We voted on the motion. The ayes won. There was much rejoicing. Norbizness said "enuk-chuck" and instantly added fifty feet to his height. I swear that several didn't hide the fact that they then stared up under his loincloth. Seb did the ping-pong thing. Fafnir transformed into a purple moose while Giblets became a giant ice dildo. Roy and I then commenced to rock the place to its foundations, 'cause we're cool like that. Yeah.
Since my steady readership has grown from three to roughly a dozen, I feel that I owe an apology for not blogging the last few days.
Now, I could be truthful and say that this weekend was an important one in the RETARDOworld, and add that I had to go to the farm for a few days as well, but, in taking a page from the recognised Masters, why should I tell the truth when it's much more fun to lie out my ass?
So, yeah... that's the ticket.
I was, uhh, at a blogging convention. Of course, it was held at a top secret location; of course, only lefty bloggers were invited (the Legion of Frum and their fuckin Darth Vader helmet-looking spaceship are mortal enemies and need not apply).
Many of us attended. Progress was made. The catering was atrocious. Yes, someone took pictures: of me, General Glut, Ms S.Z. of World O'Crap, Roy of alicublog, TBOGG, Sully (foreground; and no, I don't know who invited him), Pete M. Window (posing here, Atrios to the right), Norbizness, and even the entertaining but deeply troubled Dr. Sebly F. No graced us with his presence until he started to do things with ping-pong balls that taste forbids me to describe in greater detail.

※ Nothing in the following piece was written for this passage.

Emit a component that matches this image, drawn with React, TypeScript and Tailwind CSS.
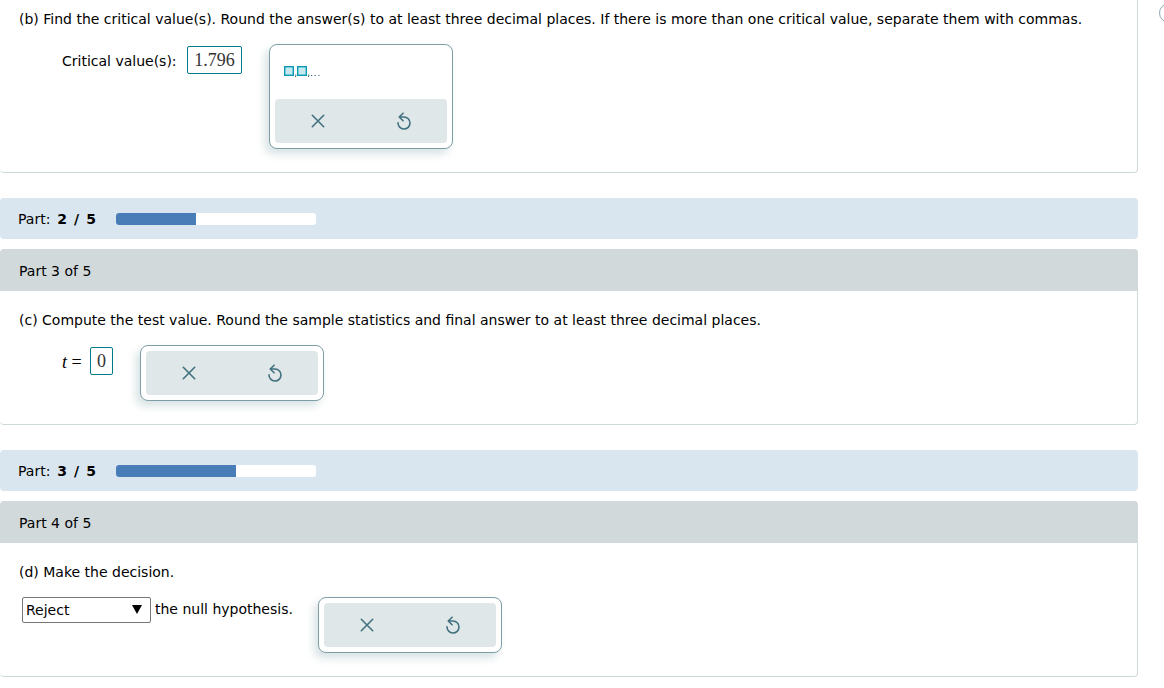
import { useState, type ReactNode } from "react";

function Palette({ onClear, onReset, label, children }: { onClear: () => void; onReset: () => void; label: string; children?: ReactNode }) {
  return (
    <div
      role="group"
      aria-label={label}
      className="w-[184px] shrink-0 rounded-lg border border-[#7d9ea6] bg-white p-[5px] shadow-[-4px_5px_8px_rgba(60,110,120,0.2)]"
    >
      {children}
      <div className="flex h-11 rounded bg-[#dfe7e8] text-[#41717f]">
        <button type="button" aria-label="Clear" onClick={onClear} className="flex flex-1 items-center justify-center">
          <svg width="14" height="14" viewBox="0 0 14 14" fill="none" stroke="currentColor" strokeWidth="1.6" strokeLinecap="round">
            <path d="M1.3 1.3L12.7 12.7M12.7 1.3L1.3 12.7" />
          </svg>
        </button>
        <button type="button" aria-label="Undo" onClick={onReset} className="flex flex-1 items-center justify-center">
          <svg width="16" height="18" viewBox="0 0 16 18" fill="none" stroke="currentColor" strokeWidth="1.6" strokeLinecap="round" strokeLinejoin="round">
            <path d="M2 10.8A6 6 0 1 0 8 5H3.2M7.1 1.2L3.2 5L7.1 8.8" />
          </svg>
        </button>
      </div>
    </div>
  );
}

function Progress({ done, total }: { done: number; total: number }) {
  return (
    <div className="flex h-[41px] items-center rounded bg-[#dae6ef] pl-[18px]">
      <div className="flex w-[98px] gap-[7px]">
        <span>Part:</span>
        <b>{done}</b>
        <b>/</b>
        <b>{total}</b>
      </div>
      <div
        role="progressbar"
        aria-label="Parts completed"
        aria-valuenow={done}
        aria-valuemin={0}
        aria-valuemax={total}
        className="h-3 w-[200px] overflow-hidden rounded-[3px] bg-white"
      >
        <div className="h-full bg-[#487db7]" style={{ width: `${(done / total) * 100}%` }} />
      </div>
    </div>
  );
}

function PartHeader({ children }: { children: ReactNode }) {
  return <h2 className="mt-[10px] flex h-[42px] items-center rounded-t bg-[#d1d9db] pt-0.5 pl-[19px]">{children}</h2>;
}

const body = "mb-[25px] rounded-b border-r border-b border-[#cfd9dc] pb-[23px]";
const field = "h-7 rounded-xs border border-[#007a8c] bg-white text-center font-['Liberation_Serif',serif] text-lg text-[#333] outline-none";

export default function App() {
  const [critical, setCritical] = useState("1.796");
  const [test, setTest] = useState("0");
  const [decision, setDecision] = useState("Reject");

  return (
    <div className="relative min-h-screen overflow-hidden bg-white font-['DejaVu_Sans',sans-serif] text-sm leading-5 text-black">
      <button type="button" aria-label="Help" className="absolute top-[3px] -right-[15px] size-5 rounded-full border border-[#8fa8b0]" />
      <main className="mr-[26px]">
        <section className={`${body} pt-[9px]`}>
          <p className="pl-[19px]">
            (b) Find the critical value(s). Round the answer(s) to at least three decimal places. If there is more than one critical value, separate them with commas.
          </p>
          <div className="mt-[15px] flex items-start pl-[62px]">
            <label htmlFor="critical" className="mt-[7px] w-[125px]">Critical value(s):</label>
            <input id="critical" value={critical} onChange={(e) => setCritical(e.target.value)} className={`${field} mt-[2px] mr-[27px] w-[55px]`} />
            <Palette label="Critical value tools" onClear={() => setCritical("")} onReset={() => setCritical("1.796")}>
              <button
                type="button"
                aria-label="List of values"
                onClick={() => setCritical(critical + ",")}
                className="mb-[7px] flex h-[42px] items-center pl-[9px] text-[#41717f]"
              >
                <svg width="38" height="14" viewBox="0 0 38 14">
                  <g fill="#c5e9ef" stroke="#0899b3" strokeWidth="1.4">
                    <rect x="0.7" y="2.7" width="8.6" height="8.6" />
                    <rect x="13.7" y="2.7" width="8.6" height="8.6" />
                  </g>
                  <g fill="none" stroke="currentColor" strokeWidth="1">
                    <path d="M11.8 10.5v1.5l-.6 1M24.8 10.5v1.5l-.6 1" />
                    <path d="M27 11.5h1.2M30.7 11.5h1.2M34.4 11.5h1.2" />
                  </g>
                </svg>
              </button>
            </Palette>
          </div>
        </section>

        <Progress done={2} total={5} />
        <PartHeader>Part 3 of 5</PartHeader>
        <section className={`${body} pt-[19px]`}>
          <p className="pl-[19px]">(c) Compute the test value. Round the sample statistics and final answer to at least three decimal places.</p>
          <div className="mt-[15px] flex items-start pl-[62px]">
            <label htmlFor="test" className="mt-[7px] w-7 font-['Liberation_Serif',serif] text-lg leading-5 whitespace-nowrap">
              <i>t</i> =
            </label>
            <input id="test" value={test} onChange={(e) => setTest(e.target.value)} className={`${field} mt-[2px] mr-[27px] w-[23px]`} />
            <Palette label="Test value tools" onClear={() => setTest("")} onReset={() => setTest("0")} />
          </div>
        </section>

        <Progress done={3} total={5} />
        <PartHeader>Part 4 of 5</PartHeader>
        <section className={`${body} pt-[19px]`}>
          <p className="pl-[19px]">(d) Make the decision.</p>
          <div className="mt-[15px] flex items-start pl-[22px]">
            <div className="relative">
              <select
                aria-label="Decision about the null hypothesis"
                value={decision}
                onChange={(e) => setDecision(e.target.value)}
                className="h-[26px] w-[129px] appearance-none rounded-xs border border-[#767676] bg-white pl-[3px]"
              >
                <option value="">(Choose one)</option>
                <option>Reject</option>
                <option>Do not reject</option>
              </select>
              <svg className="pointer-events-none absolute top-2 right-[9px]" width="10" height="9" viewBox="0 0 10 9">
                <path d="M0 0H10L5 9Z" />
              </svg>
            </div>
            <span className="mt-[2px] w-[167px] pl-1">the null hypothesis.</span>
            <Palette label="Decision tools" onClear={() => setDecision("")} onReset={() => setDecision("Reject")} />
          </div>
        </section>
      </main>
    </div>
  );
}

Yes, the entities of Fafblog "were" also "there". Others chipped-in their two cents, of course, but I'm running past deadline and so cant be expected to post pictures of everyone, though I will say that everyone is a superhero as well as one of Jesus's sweet sunbeams. But you knew that.
Anyway, what did we discuss and decide? Well, it goes without saying that the dialogue was shrill; it also goes without saying that I must keep much of it secret. But we did decide to persue further action on one front.

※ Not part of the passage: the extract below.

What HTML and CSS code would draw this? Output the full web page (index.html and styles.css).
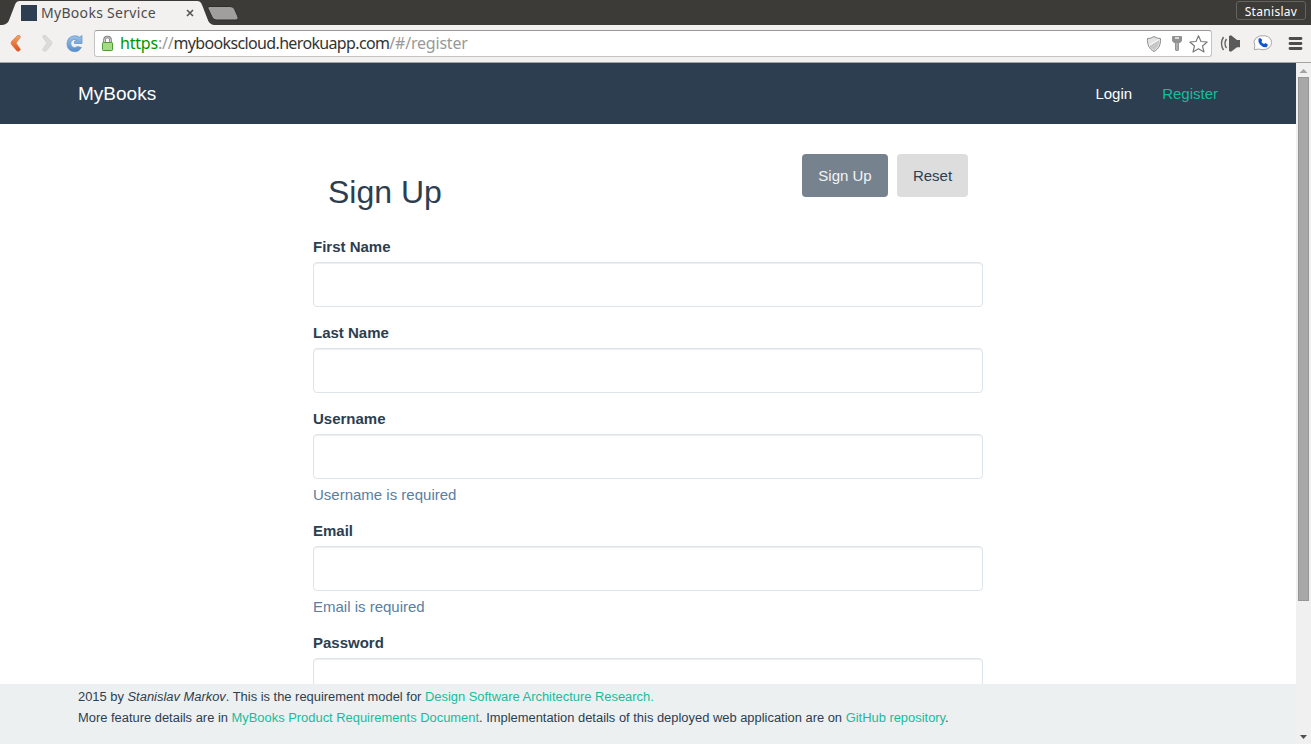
FILE: index.html
```html
<!DOCTYPE html>
<html lang="en">
<head>
<meta charset="utf-8">
<title>MyBooks Service</title>
<link rel="stylesheet" href="styles.css">
</head>
<body>
<div class="window">
  <div class="tabstrip">
    <svg class="tab-shape" width="245" height="25" viewBox="0 0 245 25">
      <path d="M0 25C6 25 8 23 9.500 19L14.500 6C16 2 17 1 21 1H196C200 1 201 2 202.500 6L207.500 19C209 23 211 25 216 25Z" fill="#f2f1f0"/>
      <path d="M209 6.500H230Q233.500 6.500 234.500 9L238 17Q239 20 236 20H216Q213.500 20 212 17L208 8.500Q207.500 6.500 209 6.500Z" fill="#a09f9d" stroke="#302f2b"/>
    </svg>
    <div class="tab">
      <span class="favicon"></span>
      <span class="tab-title">MyBooks Service</span>
      <svg class="tab-close" width="8" height="8" viewBox="0 0 8 8"><path d="M1 1L7 7M7 1L1 7" stroke="#555" stroke-width="1.600"/></svg>
    </div>
    <span class="profile">Stanislav</span>
  </div>
  <div class="toolbar">
    <svg class="nav-icons" width="94" height="36" viewBox="0 26 94 36">
      <defs>
        <linearGradient id="orange" x2="0" y2="1"><stop stop-color="#f3a765"/><stop offset="1" stop-color="#df4c1b"/></linearGradient>
        <linearGradient id="blue" x2="0" y2="1"><stop stop-color="#9cc1e8"/><stop offset="1" stop-color="#548dcc"/></linearGradient>
      </defs>
      <path d="M17.500 35.500Q20 34.500 20.500 37L16 43L20.500 49.500Q19.500 52 17 51L11.500 44.500Q10.500 43 11.500 41.500Z" fill="url(#orange)" stroke="#d96a32" stroke-width=".6"/>
      <path d="M45.500 35.500Q43 34.500 42.500 37L47 43L42.500 49.500Q43.500 52 46 51L51.500 44.500Q52.500 43 51.500 41.500Z" fill="#dcdbda" stroke="#cbcac9" stroke-width=".6"/>
      <path d="M82 35.500V43.500H74.500V41.500L77 40.200Q73.500 38.300 71.300 41Q69.800 44 71.800 46.500Q74.500 49 77.500 46.500L81.500 47.500Q79 52 74.500 51.700Q67 51 67 43.500Q67.500 36.500 74.500 35.800Q77.500 35.700 79.500 37.200Z" fill="url(#blue)" stroke="#5c91c8" stroke-width=".7"/>
    </svg>
    <div class="omnibox">
      <svg class="lock" width="13" height="17" viewBox="0 0 13 17">
        <path d="M3.500 8V5Q3.500 2 6.500 2T9.500 5V8" fill="none" stroke="#777" stroke-width="2.600"/>
        <path d="M3.500 8V5Q3.500 2 6.500 2T9.500 5V8" fill="none" stroke="#ddd" stroke-width=".9"/>
        <rect x="1.500" y="7.500" width="10" height="8" rx=".8" fill="#a3dc82" stroke="#4b9b32"/>
      </svg>
      <span class="url"><span class="scheme">https</span><span class="dim">://</span><span class="host">mybookscloud.herokuapp.com</span><span class="dim">/#/register</span></span>
      <svg class="box-icons" width="64" height="20" viewBox="1145 34 64 20">
        <path d="M1154 36.500Q1157 38.700 1160.500 38.500C1161 44 1159 49 1154 51.500C1149 49 1147 44 1147.500 38.500Q1151 38.700 1154 36.500Z" fill="#e3e3e3" stroke="#8c8c8c"/>
        <path d="M1149 46L1159.300 39.700Q1159.500 46.500 1154 50Q1151 48.500 1149 46Z" fill="#c7c7c7"/>
        <path d="M1149 45.500L1159 39.500" stroke="#fff"/>
        <path d="M1173 36H1181Q1182 36 1182 37V41L1180 43H1179V50L1178 51H1176L1175 50V43H1174L1172 41V37Q1172 36 1173 36Z" fill="#929292"/>
        <path d="M1175 38H1179" stroke="#fff" stroke-width="1.300"/><path d="M1177 43V50" stroke="#ccc"/>
        <path d="M1198.500 35.700L1201 41.500L1207.200 42L1202.500 46L1204 52L1198.500 48.800L1193 52L1194.500 46L1189.800 42L1196 41.500Z" fill="#fff" stroke="#777" stroke-width="1.100" stroke-linejoin="round"/>
      </svg>
    </div>
    <svg class="ext-icons" width="90" height="24" viewBox="1217 32 90 24">
      <path d="M1229 36L1231 35.300L1237 40H1240V47.300H1237L1231 51.700L1229 51Z" fill="#5a5a5a"/>
      <path d="M1226.500 39Q1223.500 43.500 1226.500 48M1223.500 37Q1219.500 43.500 1223.500 50" fill="none" stroke="#666" stroke-width="1.500"/>
      <path d="M1254.300 49.700L1254.800 45.500Q1252.500 41 1256 38Q1259.500 34.800 1265 35.800Q1271.500 37.200 1271.500 42.500Q1271 49.300 1263 49.700Q1260 49.500 1258.500 49Z" fill="#fff" stroke="#a6a6a6"/>
      <path d="M1260 38L1262.200 39.700L1261.500 42Q1262.500 43.500 1264 44L1265.800 43L1268 45L1266.500 47.300Q1262.500 47.600 1260 44.500Q1257.800 41.500 1258.500 38.700Z" fill="#0d55d2"/>
      <path d="M1290 38.500H1301M1290 43.500H1301M1290 48.500H1301" stroke="#4d4d4d" stroke-width="2.800" stroke-linecap="round"/>
    </svg>
  </div>
  <div class="viewport">
    <div class="page">
      <nav class="navbar">
        <a class="brand">MyBooks</a>
        <div class="links"><a>Login</a><a class="active">Register</a></div>
      </nav>
      <main class="form">
        <header class="form-head">
          <h1>Sign Up</h1>
          <div class="actions"><button class="btn primary">Sign Up</button><button class="btn">Reset</button></div>
        </header>
        <div class="group"><label for="first">First Name</label><input id="first"></div>
        <div class="group"><label for="last">Last Name</label><input id="last"></div>
        <div class="group"><label for="user">Username</label><input id="user"><p>Username is required</p></div>
        <div class="group"><label for="email">Email</label><input id="email"><p>Email is required</p></div>
        <div class="group"><label for="pass">Password</label><input id="pass" type="password"></div>
      </main>
      <footer class="footer">
        <div>2015 by <em>Stanislav Markov</em>. This is the requirement model for <a>Design Software Architecture Research.</a></div>
        <div>More feature details are in <a>MyBooks Product Requirements Document</a>. Implementation details of this deployed web application are on <a>GitHub repository</a>.</div>
      </footer>
    </div>
    <div class="scrollbar">
      <svg width="15" height="14" viewBox="0 0 15 14"><path d="M3.500 10H11.500L7.500 6Z" fill="#a3a3a3"/></svg>
      <div class="thumb"></div>
      <svg class="down" width="15" height="14" viewBox="0 0 15 14"><path d="M4 5H11L7.500 9Z" fill="#505050"/></svg>
    </div>
  </div>
</div>
</body>
</html>
```

FILE: styles.css
```css
* { box-sizing: border-box; }
body { margin: 0; font: 15px/21px "Liberation Sans", Arial, sans-serif; color: #2c3e50; background: #fff; }
.window { width: 1311px; height: 744px; overflow: hidden; display: flex; flex-direction: column; }
svg { display: block; flex: none; }

.tabstrip { height: 25px; flex: none; background: #3c3b37; display: flex; justify-content: space-between; position: relative; font-family: "Noto Sans", sans-serif; }
.tab-shape { position: absolute; left: 0; top: 0; }
.tab { position: relative; display: flex; align-items: center; padding-left: 21px; width: 210px; height: 25px; }
.favicon { width: 16px; height: 16px; background: #2c3e50; margin-right: 4px; }
.tab-title { font-size: 14px; color: #4c4c4c; white-space: nowrap; width: 145px; letter-spacing: .3px; }
.profile { height: 19px; width: 70px; margin: 1px 5px 0 0; border: 1px solid #65635d; border-radius: 3px; color: #fff; font-size: 12px; line-height: 19px; text-align: center; letter-spacing: .3px; }

.toolbar { height: 38px; flex: none; background: #f2f1f0; border-bottom: 1px solid #a5a4a2; display: flex; align-items: center; }
.omnibox { width: 1118px; height: 27px; border: 1px solid #c4c3c2; border-top-color: #999; border-radius: 3px; background: #fff; display: flex; align-items: center; padding: 0 2px 0 6px; }
.url { flex: 1; margin-left: 6px; padding-bottom: 2px; font: 16px/24px "Noto Sans", sans-serif; color: #333; white-space: nowrap; letter-spacing: -.2px; }
.host { letter-spacing: -.65px; }
.scheme { color: #009500; }
.dim { color: #999; }
.ext-icons { margin-left: 5px; }

.viewport { flex: 1; min-height: 0; display: flex; }
.page { width: 1296px; display: flex; flex-direction: column; overflow: hidden; }
.navbar { height: 61px; flex: none; background: #2c3e50; color: #fff; display: flex; align-items: center; justify-content: space-between; padding: 0 78px; }
.brand { font-size: 19px; }
.links { display: flex; gap: 30px; }
.active, .footer a { color: #18bc9c; }
.form { width: 670px; margin: 0 auto; flex: 1; min-height: 0; overflow: hidden; }
.form-head { height: 112px; padding: 30px 15px 0; display: flex; justify-content: space-between; align-items: flex-start; }
h1 { font-size: 32px; line-height: 36px; font-weight: 400; margin: 20px 0 0; }
.actions { display: flex; gap: 9px; }
.btn { width: 71px; height: 43px; padding: 0; border: 0; border-radius: 4px; background: #ddd; color: #2c3e50; font: inherit; }
.primary { width: 86px; background: #76838f; color: #f2f3f4; }
.group { margin-bottom: 15px; }
label { display: block; font-weight: 700; margin-bottom: 5px; }
input { display: block; width: 100%; height: 45px; border: 1px solid #dce4ec; border-radius: 4px; background: #fff; box-shadow: inset 0 1px 1px rgba(0, 0, 0, .075); }
.group p { margin: 5px 0 0; color: #597ea2; }
.footer { height: 60px; flex: none; background: #ecf0f1; padding: 2px 78px; font-size: 12.92px; white-space: nowrap; }
.scrollbar { width: 15px; background: #f0f0f0; display: flex; flex-direction: column; }
.thumb { height: 524px; width: 11px; margin-left: 2px; background: #a8a8a8; border: 1px solid #969696; }
.down { margin-top: auto; }
```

Forthwith, in the interest of saving precious bytes, not to mention the already atrophied American attention span, let the awful rightwing parents who commodify their children hereby establish a peer-to-peer network based on the "Gnatella" platform, thus facilitating a quick exchange of anonymous, blonde, completely imaginary kiddies via whom and with which these 'wingers can manufacture "whimsical" -- and massively implausible -- stories that without fail miraculously conform to the Ideal Republican Worldview.
This would solve a multitude of problems. For one, it would prevent the apparently real children from commiting matricide and/or patricide when they are grown enough to realise how they've been made pawns to an agenda, not to mention to creatively-bereft pundit-parents. I must admit that this benefit was seriously debated by our group, on the grounds that even though the childrens' dignity is something to be protected, who are we to intefere with what their (just) reactions would be ...?
For another, it would make it so that the fake children would have a back-story instantly known by all, readers and writers alike, therefore saving valuable time of both by allowing the author to get on with the ideological lecture, instead of burning up precious brain cells in creating the verisimilitude upon which fake anecdotes are founded.
We voted on the motion. The ayes won. There was much rejoicing. Norbizness said "enuk-chuck" and instantly added fifty feet to his height. I swear that several didn't hide the fact that they then stared up under his loincloth. Seb did the ping-pong thing. Fafnir transformed into a purple moose while Giblets became a giant ice dildo. Roy and I then commenced to rock the place to its foundations, 'cause we're cool like that. Yeah.